Oxygen vacancy modulated optical and dielectric properties of photoactive γ-Fe2WO6

Abstract

Ferrite compounds have gained scientific attention for their multifunctional attributes. This investigation explores the structural, optical, dielectric and conductivity properties of polycrystalline γ-Fe2WO6 synthesized by the solid state route. The X-ray diffraction confirmed the orthorhombic structure and single-phase formation, while the electron microscopy showed uniform distribution of dense micrometer-sized grains in γ-Fe2WO6. The FTIR spectroscopy analysis validated the presence of active stretching and bending modes, signifying oxygen anion vibration at both Fe and W sites. The simultaneous presence of Fe2+ and Fe3+ ions in the matrix, as confirmed by X-ray photoelectron spectroscopy (XPS), results in an augmented optical energy band gap and contributes to dielectric permittivity due to the charge carrier hopping mechanism between the trap sites. The compound manifests semiconductor attributes, evident in its indirect optical band gap measuring 1.7 eV. It is observed that the compound has effectively degraded the Methylene Blue (MB) under the visible light within 40 min with a degradation efficiency up to 63 %. The material's electrical conductivity, follows the Jonscher's power law, signifies its semiconductor nature and adheres to the Small Polaron tunneling model for charge conduction between neighboring sites.
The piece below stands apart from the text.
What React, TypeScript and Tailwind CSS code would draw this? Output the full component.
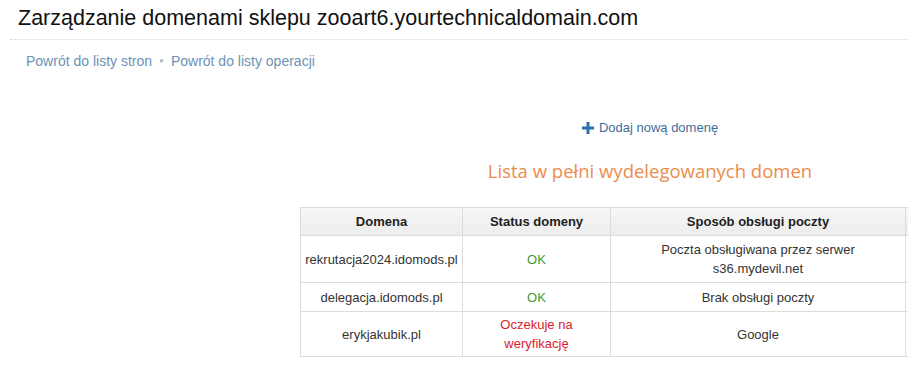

The impedance (Z′) curves exhibit dielectric relaxation (≤ 10 kHz) with a similar activation energy to the dc conductivity study. The activation energy, determined from both the impedance and conductivity analyses, indicates a connection with the migration of oxygen vacancies within the material. Our observation reveals the presence of oxygen vacancies, which possibly act as in-gap electron traps, enhancing the correlated optical and ac conductivity properties, making it an appealing material for diverse multifunctional applications.